Potentially wrong results returned
jannikmi opened this issue · 17 comments
I wrote a package using the same data and compared my results to the results of this package for aprox. 5M points. Those are a few of the points where I got mismatches:
(lng, lat), result timezonefinder, result pytzwhere
(-110.58195555806134, 35.53178795327783), 'America/Phoenix', 'America/Denver']
(-110.41118747093144, 35.76969036563554), 'America/Phoenix', 'America/Denver']
(-110.69776990691068, 35.59283347945522), 'America/Phoenix', 'America/Denver']
(-110.91327628315915, 36.11131540134208), 'America/Phoenix', 'America/Denver']
(-110.26814562443687, 35.98507252905026), 'America/Phoenix', 'America/Denver']
(-133.73396065378114, 68.38068073677294), 'America/Inuvik', 'America/Yellowknife']
These might be errors in my algorithm, but I still though you might want to check this out.
This is my package:
https://github.com/MrMinimal64/timezonefinder
Thanks for the info. As far as I remember that area of Arizona is a mess due to the Navajo Nation and the Hopi. I will check it out though :)
I checked the points manually. It looks like pytzwhere is not dealing with polygons within polygons correctly. Your results are indeed correct.
I also think it is because of polygons within polygons. My algorithms is stopping when the point was found to be included in a polygon, too. I decided not to change my algorithm, because actually this is a mistake within the data and correcting it would make it ugly and slow.

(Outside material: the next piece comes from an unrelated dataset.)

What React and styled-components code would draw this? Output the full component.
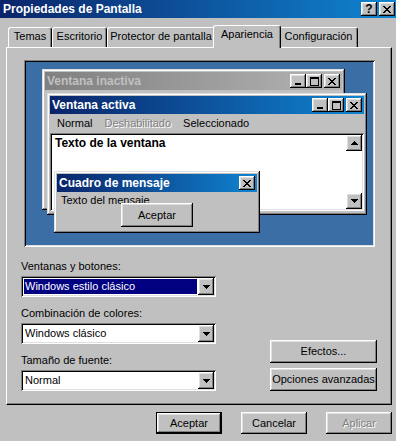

That makes sense. However, it is actually not a mistake in the data. It is legitimate for timezones to have timezones within them.
Why? Then your data would suggest that this area is in two timezones... I don't think that makes sense.
I should rephrase this for clarity. I didn't mean to say that a point would actually be in two polygons, but within the American/Denver timezone there is a part that is American/Phoenix. This video does a much better job at explaining it than I ever could.
But still a timezone has to be unique and therefore the surrounding timezone would need to be excluded from the surrounded tz. Otherwise algorithms don't really have a chance of deciding which timezone it is (except hardcoding it) or am I wrong here?
Polygons can't have holes in them. To ensure every coordinate was located within exactly one polygon would require changing the data to have a "seam" connecting the hole with the outer boundary. So it's just a matter of convention. We pull the data from http://efele.net/maps/tz/world/ and they follow one convention. The only solution here would be to reprocess the data to remove all layered polygons.
The original data from Eric Muller does have holes though. I just checked.
"Holes" as in the polygon defines both an outer and inner boundary?
For me the ideal solution would be to convince them to correct the data (for me layered polygons are mistakes), but I don't know realistic this is.
By the way do you have a way of automatically creating your .csv from efele.net data?
I thought about that issue , but I just decided to leave it that way for now. There are just a few points where this matters and the effort for fixing this seemed to big.
Yes a "hole" as in having an outer and inner boundary
I remember running into issues with "holes" when initially working on this project. I can dig in next week to see if I can figure it out
I think I know how to fix this. I am working on it.
This should now be fixed in the development branch. The development branch now correctly deals with holes. There are a few other little things I would like to add to that branch before we can release it but for testing timezonefinder
it should already be sufficient